What is required
Without the pictures, return all of the material exactly as written.

Dataset excerpt
* begin *
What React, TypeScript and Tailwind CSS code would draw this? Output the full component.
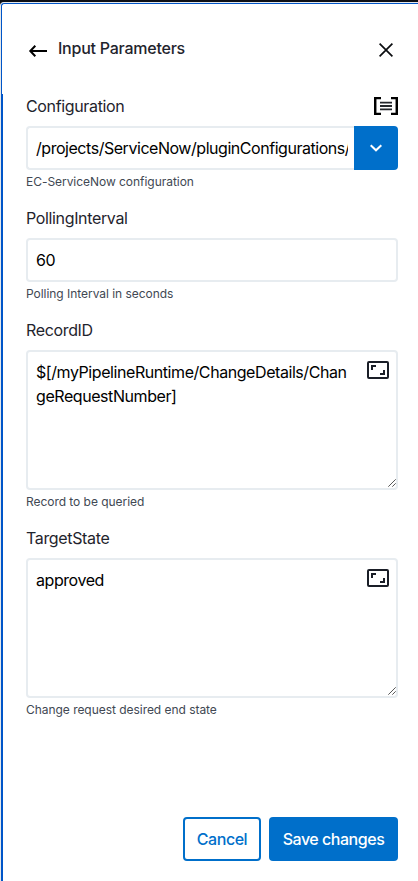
import React from "react";

function BackArrow() {
  return (
    <svg width="20" height="14" viewBox="0 0 20 14" fill="none" stroke="#000" strokeWidth="2">
      <path d="M19 7H2.5M7.3 1.8L2.3 7l5 5.2" />
    </svg>
  );
}

function CloseIcon() {
  return (
    <svg width="14" height="14" viewBox="0 0 14 14" fill="none" stroke="#0b0d10" strokeWidth="1.7">
      <path d="M.6.6l12.8 12.8M13.4.6L.6 13.4" />
    </svg>
  );
}

function BracketIcon() {
  return (
    <svg width="24" height="18" viewBox="0 0 24 18" fill="none">
      <path d="M7 1H1.2v16H7M17 1h5.8v16H17" stroke="#000" strokeWidth="2.5" />
      <path d="M6 5.7h12M6 9h12M6 12.3h12" stroke="#24272c" strokeWidth="1.8" />
    </svg>
  );
}

function ExpandIcon() {
  return (
    <svg width="22" height="18" viewBox="0 0 22 18" fill="none" stroke="#1a1e27" strokeWidth="2">
      <rect x="1" y="1" width="20" height="16" rx="1" />
      <path d="M5 9V5h4M13 13h4V9" />
    </svg>
  );
}

function ResizeGrip() {
  return (
    <svg width="8" height="8" viewBox="0 0 8 8" fill="none" stroke="#444" strokeWidth=".9">
      <path d="M.3 7.7L7.7.3M4.3 7.7l3.4-3.4" />
    </svg>
  );
}

function Field({ label, hint, icon, children }: { label: string; hint: string; icon?: React.ReactNode; children: React.ReactNode }) {
  return (
    <div className="flex flex-col">
      <div className="mb-2 flex h-6 items-center justify-between">
        <span className="text-base tracking-[-0.35px] text-[#1f242d]">{label}</span>
        {icon}
      </div>
      {children}
      <div className="mt-1 text-xs leading-4 tracking-[-0.04px] text-[#414853]">{hint}</div>
    </div>
  );
}

function Area({ text }: { text: string }) {
  return (
    <div className="relative h-[140px] rounded border-2 border-[#e7ecf0] py-2 pl-2 pr-[42px] text-base tracking-[-0.43px] break-all text-black">
      {text}
      <div className="absolute top-[9px] right-[7px]"><ExpandIcon /></div>
      <div className="absolute right-0 bottom-[1px]"><ResizeGrip /></div>
    </div>
  );
}

export default function App() {
  return (
    <div className="flex h-[881px] w-[418px] flex-col overflow-hidden bg-[#0d0f15] pt-[2px] font-['Inter',sans-serif]">
      <div className="flex grow flex-col rounded-tl border-t border-l border-[#e4e7ea] bg-white">
        <div className="flex grow flex-col rounded-tl-[3px] border-t border-l border-[#0055c8]">
          <header className="flex h-[90px] items-center justify-between pr-[25px] pl-[26px]">
            <div className="flex items-center gap-[10px]">
              <div className="pt-[3px]"><BackArrow /></div>
              <h1 className="pb-[2px] text-base font-medium tracking-[-0.24px] text-[#1f242d]">Input Parameters</h1>
            </div>
            <div className="pt-[2px]"><CloseIcon /></div>
          </header>
          <div className="flex grow flex-col border-l border-[#0055c8] pr-5 pb-5 pl-[23px]">
            <main className="flex grow flex-col gap-4">
              <Field label="Configuration" hint="EC-ServiceNow configuration" icon={<BracketIcon />}>
                <div className="flex h-11">
                  <div className="flex w-[328px] items-center rounded-l border-2 border-r-0 border-[#e7ecf0] pr-[6px] pl-2">
                    <div className="overflow-hidden text-base tracking-[-0.46px] whitespace-nowrap text-black">/projects/ServiceNow/pluginConfigurations/</div>
                  </div>
                  <div className="flex w-11 items-center justify-center rounded-r bg-[#006fca]">
                    <svg width="12" height="8" viewBox="0 0 12 8" fill="none" stroke="#fff" strokeWidth="2">
                      <path d="M.7 1.2L6 6.3l5.3-5.1" />
                    </svg>
                  </div>
                </div>
              </Field>
              <Field label="PollingInterval" hint="Polling Interval in seconds">
                <div className="flex h-11 items-center rounded border-2 border-[#e7ecf0] px-2 text-base tracking-[-0.3px] text-black">60</div>
              </Field>
              <Field label="RecordID" hint="Record to be queried">
                <Area text="$[/myPipelineRuntime/ChangeDetails/ChangeRequestNumber]" />
              </Field>
              <Field label="TargetState" hint="Change request desired end state">
                <Area text="approved" />
              </Field>
            </main>
            <footer className="flex justify-end gap-2 text-base font-medium tracking-[-0.47px]">
              <button className="h-11 w-[78px] rounded border-2 border-[#006fca] text-[#006fca]">Cancel</button>
              <button className="h-11 w-[129px] rounded bg-[#006fca] text-white">Save changes</button>
            </footer>
          </div>
        </div>
      </div>
    </div>
  );
}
* end *
Exercise result
What React, TypeScript and Tailwind CSS code would draw this? Output the full component.
import React from "react";

function BackArrow() {
  return (
    <svg width="20" height="14" viewBox="0 0 20 14" fill="none" stroke="#000" strokeWidth="2">
      <path d="M19 7H2.5M7.3 1.8L2.3 7l5 5.2" />
    </svg>
  );
}

function CloseIcon() {
  return (
    <svg width="14" height="14" viewBox="0 0 14 14" fill="none" stroke="#0b0d10" strokeWidth="1.7">
      <path d="M.6.6l12.8 12.8M13.4.6L.6 13.4" />
    </svg>
  );
}

function BracketIcon() {
  return (
    <svg width="24" height="18" viewBox="0 0 24 18" fill="none">
      <path d="M7 1H1.2v16H7M17 1h5.8v16H17" stroke="#000" strokeWidth="2.5" />
      <path d="M6 5.7h12M6 9h12M6 12.3h12" stroke="#24272c" strokeWidth="1.8" />
    </svg>
  );
}

function ExpandIcon() {
  return (
    <svg width="22" height="18" viewBox="0 0 22 18" fill="none" stroke="#1a1e27" strokeWidth="2">
      <rect x="1" y="1" width="20" height="16" rx="1" />
      <path d="M5 9V5h4M13 13h4V9" />
    </svg>
  );
}

function ResizeGrip() {
  return (
    <svg width="8" height="8" viewBox="0 0 8 8" fill="none" stroke="#444" strokeWidth=".9">
      <path d="M.3 7.7L7.7.3M4.3 7.7l3.4-3.4" />
    </svg>
  );
}

function Field({ label, hint, icon, children }: { label: string; hint: string; icon?: React.ReactNode; children: React.ReactNode }) {
  return (
    <div className="flex flex-col">
      <div className="mb-2 flex h-6 items-center justify-between">
        <span className="text-base tracking-[-0.35px] text-[#1f242d]">{label}</span>
        {icon}
      </div>
      {children}
      <div className="mt-1 text-xs leading-4 tracking-[-0.04px] text-[#414853]">{hint}</div>
    </div>
  );
}

function Area({ text }: { text: string }) {
  return (
    <div className="relative h-[140px] rounded border-2 border-[#e7ecf0] py-2 pl-2 pr-[42px] text-base tracking-[-0.43px] break-all text-black">
      {text}
      <div className="absolute top-[9px] right-[7px]"><ExpandIcon /></div>
      <div className="absolute right-0 bottom-[1px]"><ResizeGrip /></div>
    </div>
  );
}

export default function App() {
  return (
    <div className="flex h-[881px] w-[418px] flex-col overflow-hidden bg-[#0d0f15] pt-[2px] font-['Inter',sans-serif]">
      <div className="flex grow flex-col rounded-tl border-t border-l border-[#e4e7ea] bg-white">
        <div className="flex grow flex-col rounded-tl-[3px] border-t border-l border-[#0055c8]">
          <header className="flex h-[90px] items-center justify-between pr-[25px] pl-[26px]">
            <div className="flex items-center gap-[10px]">
              <div className="pt-[3px]"><BackArrow /></div>
              <h1 className="pb-[2px] text-base font-medium tracking-[-0.24px] text-[#1f242d]">Input Parameters</h1>
            </div>
            <div className="pt-[2px]"><CloseIcon /></div>
          </header>
          <div className="flex grow flex-col border-l border-[#0055c8] pr-5 pb-5 pl-[23px]">
            <main className="flex grow flex-col gap-4">
              <Field label="Configuration" hint="EC-ServiceNow configuration" icon={<BracketIcon />}>
                <div className="flex h-11">
                  <div className="flex w-[328px] items-center rounded-l border-2 border-r-0 border-[#e7ecf0] pr-[6px] pl-2">
                    <div className="overflow-hidden text-base tracking-[-0.46px] whitespace-nowrap text-black">/projects/ServiceNow/pluginConfigurations/</div>
                  </div>
                  <div className="flex w-11 items-center justify-center rounded-r bg-[#006fca]">
                    <svg width="12" height="8" viewBox="0 0 12 8" fill="none" stroke="#fff" strokeWidth="2">
                      <path d="M.7 1.2L6 6.3l5.3-5.1" />
                    </svg>
                  </div>
                </div>
              </Field>
              <Field label="PollingInterval" hint="Polling Interval in seconds">
                <div className="flex h-11 items-center rounded border-2 border-[#e7ecf0] px-2 text-base tracking-[-0.3px] text-black">60</div>
              </Field>
              <Field label="RecordID" hint="Record to be queried">
                <Area text="$[/myPipelineRuntime/ChangeDetails/ChangeRequestNumber]" />
              </Field>
              <Field label="TargetState" hint="Change request desired end state">
                <Area text="approved" />
              </Field>
            </main>
            <footer className="flex justify-end gap-2 text-base font-medium tracking-[-0.47px]">
              <button className="h-11 w-[78px] rounded border-2 border-[#006fca] text-[#006fca]">Cancel</button>
              <button className="h-11 w-[129px] rounded bg-[#006fca] text-white">Save changes</button>
            </footer>
          </div>
        </div>
      </div>
    </div>
  );
}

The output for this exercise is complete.